◆ Data section ◆
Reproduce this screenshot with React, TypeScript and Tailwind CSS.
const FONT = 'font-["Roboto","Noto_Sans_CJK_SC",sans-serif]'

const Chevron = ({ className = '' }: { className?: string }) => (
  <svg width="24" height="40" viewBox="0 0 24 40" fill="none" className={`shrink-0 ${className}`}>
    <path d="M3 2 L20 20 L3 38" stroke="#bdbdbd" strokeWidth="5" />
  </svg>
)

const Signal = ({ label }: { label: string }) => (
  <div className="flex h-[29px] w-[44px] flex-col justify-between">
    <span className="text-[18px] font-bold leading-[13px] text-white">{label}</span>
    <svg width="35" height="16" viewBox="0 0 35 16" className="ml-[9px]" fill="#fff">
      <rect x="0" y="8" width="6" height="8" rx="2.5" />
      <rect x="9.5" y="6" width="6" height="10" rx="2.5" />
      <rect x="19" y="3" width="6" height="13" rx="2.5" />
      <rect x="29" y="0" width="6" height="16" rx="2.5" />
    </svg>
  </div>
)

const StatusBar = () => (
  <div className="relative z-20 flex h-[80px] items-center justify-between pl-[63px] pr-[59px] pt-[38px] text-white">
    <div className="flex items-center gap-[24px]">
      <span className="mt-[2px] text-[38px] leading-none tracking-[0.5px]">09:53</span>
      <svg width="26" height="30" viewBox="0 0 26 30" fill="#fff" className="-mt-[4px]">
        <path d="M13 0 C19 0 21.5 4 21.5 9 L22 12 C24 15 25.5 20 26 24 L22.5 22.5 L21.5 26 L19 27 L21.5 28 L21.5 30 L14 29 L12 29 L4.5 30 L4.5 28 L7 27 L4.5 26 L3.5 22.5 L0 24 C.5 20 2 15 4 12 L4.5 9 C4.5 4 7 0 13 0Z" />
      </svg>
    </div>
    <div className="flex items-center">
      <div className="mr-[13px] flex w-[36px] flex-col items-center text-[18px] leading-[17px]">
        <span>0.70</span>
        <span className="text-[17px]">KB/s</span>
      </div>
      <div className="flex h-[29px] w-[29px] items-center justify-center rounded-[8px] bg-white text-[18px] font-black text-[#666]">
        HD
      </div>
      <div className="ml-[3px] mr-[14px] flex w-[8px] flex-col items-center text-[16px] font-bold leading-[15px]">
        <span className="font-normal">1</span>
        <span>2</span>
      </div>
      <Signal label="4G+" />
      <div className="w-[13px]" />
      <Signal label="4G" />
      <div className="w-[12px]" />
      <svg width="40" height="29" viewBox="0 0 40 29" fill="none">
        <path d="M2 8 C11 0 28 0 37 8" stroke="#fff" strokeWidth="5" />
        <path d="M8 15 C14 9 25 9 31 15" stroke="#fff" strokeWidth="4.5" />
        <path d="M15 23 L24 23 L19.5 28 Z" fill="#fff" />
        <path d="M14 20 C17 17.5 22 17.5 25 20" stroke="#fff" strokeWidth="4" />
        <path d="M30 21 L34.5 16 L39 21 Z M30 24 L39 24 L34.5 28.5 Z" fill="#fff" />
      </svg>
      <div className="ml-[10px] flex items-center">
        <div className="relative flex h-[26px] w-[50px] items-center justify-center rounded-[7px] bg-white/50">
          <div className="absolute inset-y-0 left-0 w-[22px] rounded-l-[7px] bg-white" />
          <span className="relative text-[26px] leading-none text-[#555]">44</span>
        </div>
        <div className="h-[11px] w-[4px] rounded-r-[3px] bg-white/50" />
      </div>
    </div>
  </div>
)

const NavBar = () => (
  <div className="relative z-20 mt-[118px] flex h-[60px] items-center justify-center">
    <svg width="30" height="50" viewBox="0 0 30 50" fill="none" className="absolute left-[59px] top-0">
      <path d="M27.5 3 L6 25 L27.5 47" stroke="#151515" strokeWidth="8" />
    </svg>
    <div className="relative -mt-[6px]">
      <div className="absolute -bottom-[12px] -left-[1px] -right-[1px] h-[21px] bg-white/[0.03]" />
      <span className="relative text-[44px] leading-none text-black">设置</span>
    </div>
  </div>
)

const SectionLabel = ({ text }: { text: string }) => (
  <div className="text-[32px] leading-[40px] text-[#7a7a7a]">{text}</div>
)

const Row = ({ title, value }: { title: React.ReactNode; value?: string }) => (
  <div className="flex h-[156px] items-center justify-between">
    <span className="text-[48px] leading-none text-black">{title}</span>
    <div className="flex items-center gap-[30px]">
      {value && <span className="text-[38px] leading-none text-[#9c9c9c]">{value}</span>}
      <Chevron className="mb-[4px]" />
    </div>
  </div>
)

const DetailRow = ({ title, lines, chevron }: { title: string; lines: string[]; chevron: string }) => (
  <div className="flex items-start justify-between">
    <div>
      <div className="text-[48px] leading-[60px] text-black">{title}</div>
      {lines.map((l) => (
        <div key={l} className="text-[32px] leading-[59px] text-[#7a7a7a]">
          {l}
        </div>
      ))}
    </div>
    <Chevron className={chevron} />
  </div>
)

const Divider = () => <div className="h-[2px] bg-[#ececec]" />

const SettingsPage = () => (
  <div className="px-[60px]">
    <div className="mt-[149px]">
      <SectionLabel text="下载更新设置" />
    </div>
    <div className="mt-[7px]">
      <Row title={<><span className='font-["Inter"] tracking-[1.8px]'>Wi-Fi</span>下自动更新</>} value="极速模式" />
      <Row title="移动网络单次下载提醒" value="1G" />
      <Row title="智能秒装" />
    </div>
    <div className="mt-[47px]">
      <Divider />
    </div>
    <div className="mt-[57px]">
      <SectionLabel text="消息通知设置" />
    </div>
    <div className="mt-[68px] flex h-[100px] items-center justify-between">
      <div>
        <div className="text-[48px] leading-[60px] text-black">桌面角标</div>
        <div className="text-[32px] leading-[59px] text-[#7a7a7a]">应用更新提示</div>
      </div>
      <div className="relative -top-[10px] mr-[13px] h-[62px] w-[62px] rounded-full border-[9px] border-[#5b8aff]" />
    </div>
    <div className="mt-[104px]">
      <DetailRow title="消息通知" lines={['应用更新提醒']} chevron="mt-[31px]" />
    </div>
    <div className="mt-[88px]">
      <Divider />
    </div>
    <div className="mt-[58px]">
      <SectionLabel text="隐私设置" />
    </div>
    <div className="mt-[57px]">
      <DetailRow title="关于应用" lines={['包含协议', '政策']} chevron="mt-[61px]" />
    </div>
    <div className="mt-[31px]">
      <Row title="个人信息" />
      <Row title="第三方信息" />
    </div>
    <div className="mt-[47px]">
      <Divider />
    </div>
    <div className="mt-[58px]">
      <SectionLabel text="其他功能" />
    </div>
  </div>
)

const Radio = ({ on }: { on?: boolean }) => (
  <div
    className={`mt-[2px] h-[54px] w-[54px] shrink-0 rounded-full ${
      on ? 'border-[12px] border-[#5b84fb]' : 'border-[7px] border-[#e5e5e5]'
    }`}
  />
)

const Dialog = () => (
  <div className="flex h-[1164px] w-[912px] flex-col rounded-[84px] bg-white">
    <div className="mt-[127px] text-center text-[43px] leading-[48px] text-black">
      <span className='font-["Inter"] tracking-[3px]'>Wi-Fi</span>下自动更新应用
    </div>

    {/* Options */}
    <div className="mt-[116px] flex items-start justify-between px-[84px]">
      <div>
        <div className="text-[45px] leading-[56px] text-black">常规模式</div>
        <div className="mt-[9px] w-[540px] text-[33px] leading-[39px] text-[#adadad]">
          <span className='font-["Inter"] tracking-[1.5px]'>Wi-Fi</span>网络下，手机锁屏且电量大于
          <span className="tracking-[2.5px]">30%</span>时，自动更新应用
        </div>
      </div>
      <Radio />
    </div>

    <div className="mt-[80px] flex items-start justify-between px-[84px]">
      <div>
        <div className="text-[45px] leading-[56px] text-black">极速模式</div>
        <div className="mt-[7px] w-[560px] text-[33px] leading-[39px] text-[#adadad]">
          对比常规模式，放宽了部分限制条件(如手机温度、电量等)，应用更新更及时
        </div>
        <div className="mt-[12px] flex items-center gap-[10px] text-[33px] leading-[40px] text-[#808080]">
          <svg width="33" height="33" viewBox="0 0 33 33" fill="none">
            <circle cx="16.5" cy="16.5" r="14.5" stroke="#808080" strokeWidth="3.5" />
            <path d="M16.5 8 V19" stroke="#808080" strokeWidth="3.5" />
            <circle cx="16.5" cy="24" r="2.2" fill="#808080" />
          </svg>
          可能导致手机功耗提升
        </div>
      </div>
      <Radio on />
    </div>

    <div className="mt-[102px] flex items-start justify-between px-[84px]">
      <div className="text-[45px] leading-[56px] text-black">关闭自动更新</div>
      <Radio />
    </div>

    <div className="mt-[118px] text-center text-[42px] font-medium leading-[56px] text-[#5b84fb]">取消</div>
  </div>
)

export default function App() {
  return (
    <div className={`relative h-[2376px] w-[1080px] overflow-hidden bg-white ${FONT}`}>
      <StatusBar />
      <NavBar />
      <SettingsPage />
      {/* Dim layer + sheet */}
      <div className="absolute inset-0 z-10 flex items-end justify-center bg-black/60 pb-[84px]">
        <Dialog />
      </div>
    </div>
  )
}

◆ What the task requires ◆
Find every line of the data that holds the string "React", then say how many there are and nothing else.

◆ Response below ◆
2